- Country of origin: United Kingdom
- Original language: English
- No. of series: 9

Production
- Running time: 43–44 minutes

Original release
- Network: BBC 2
- Release: 8 January 1997 – 8 February 2005

= Trouble at the Top =

Trouble at the Top is a business-based BBC television fly on the wall documentary broadcast on BBC2. The series focussed on business failings or disputes between business people. Mainly the series depicted half-hour documentaries on large businesses such as Sainsbury's or privately owned ventures. It also featured a number of celebrity-based editions such as Chef Gordon Ramsay, supermodel Jodie Kidd and pop group Bucks Fizz. The series ran for nine seasons from 8 January 1997 to 8 February 2005.

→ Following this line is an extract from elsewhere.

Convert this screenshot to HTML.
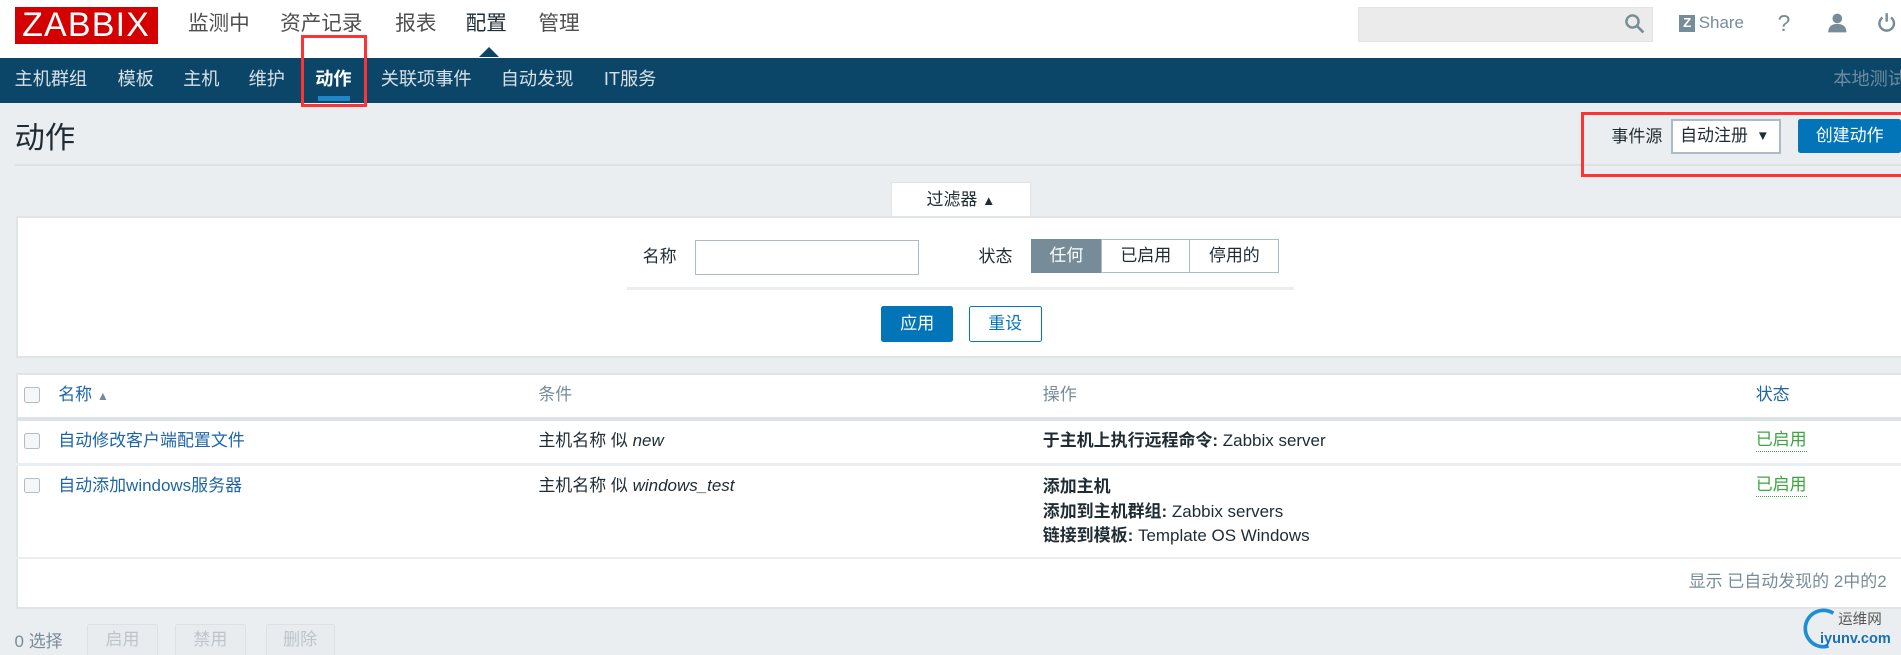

The 2005 movie Kinky Boots was inspired by an episode about W.J. Brooks Ltd, a family-controlled Earls Barton, Northamptonshire shoe factory whose 'Divine' product line consisted of traditionally feminine footwear marketed towards men.

Trouble at the Top reportedly inspired TV producer Mark Burnett to make The Apprentice, which debuted in the US in 2004.

A spin off four-part series, Trouble at the Big Top, followed developments at the Millennium Dome in a similar style.